Senate approves wolf hunting season, other bills

By Patrick Marley and Lee Bergquist of the Journal Sentinel

Madison - In a move designed to calm the worries of farmers, landowners and hunters who believe that wolves are taking a toll on the deer population, Wisconsin moved a step closer to a wolf hunting season Tuesday.

The state Senate voted 24-9 to approve legislation that would open wolves to a hunting season starting this fall. The Assembly was expected to take it up within hours in an overnight session.

The bill would lead to the first wolf hunting season since wolves were wiped off the landscape more than 50 years ago.

Wisconsin took over management of wolves on Jan. 27 after the U.S. Fish and Wildlife Service removed them from a federal list of endangered species.

As the wolf population has soared in Wisconsin, so have tensions with some property owners. Wolves have killed increasing numbers of livestock, pets and hunting dogs. In 2011 alone, wolves killed 20 dogs, mostly hunting dogs.

The proposed hunting rules are modeled after those used for bear hunting. The season would start Oct. 15 and end in February.
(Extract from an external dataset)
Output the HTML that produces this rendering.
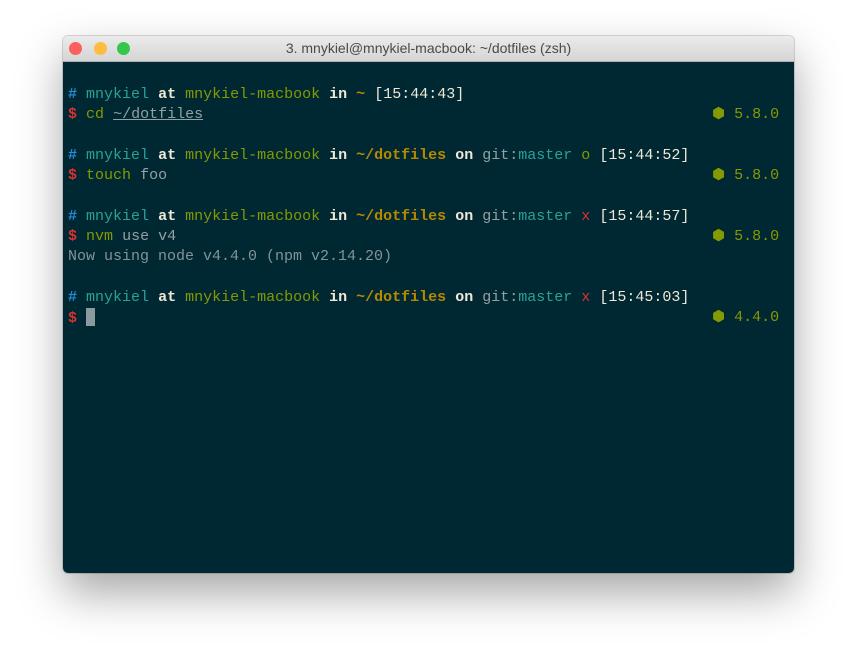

Wolves could be hunted with firearms, bows, crossbows and leg traps. Bait, dogs and electronic calls also would be legal. It’s unclear how many wolves could be killed, but the bill allows the Department of Natural Resources to close the season within 24 hours, if necessary.

A wolf hunting license would cost $100 for residents and $500 for nonresidents. It would cost $10 to apply for a wolf license. Potential hunters would be selected in a drawing.
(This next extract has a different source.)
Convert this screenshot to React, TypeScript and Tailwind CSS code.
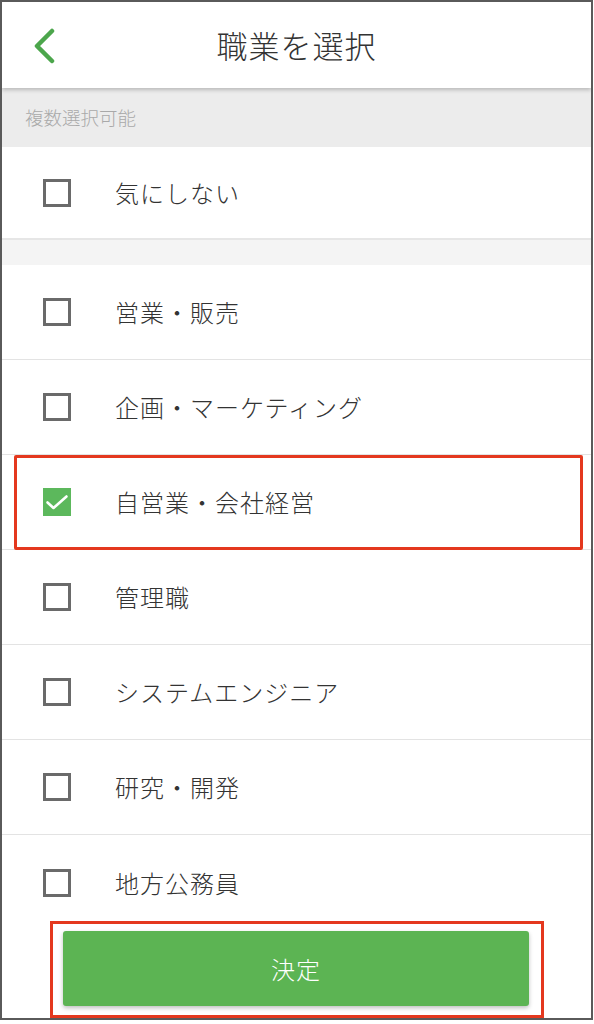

There are an estimated 800 wolves in Wisconsin. The state’s management goal, set in the 1990s, had been 350 outside of Indian reservations.

At the time of European settlement, the DNR estimated there were 3,000 to 5,000 wolves in the state. As settlers moved in, so did efforts to kill wolves. Wisconsin paid a bounty on wolves from 1865 to 1957.

Wolves were considered extinct in the state by 1960. They returned by natural in-migration, and by 1980, the DNR estimated there were about 25 wolves in five packs in the state.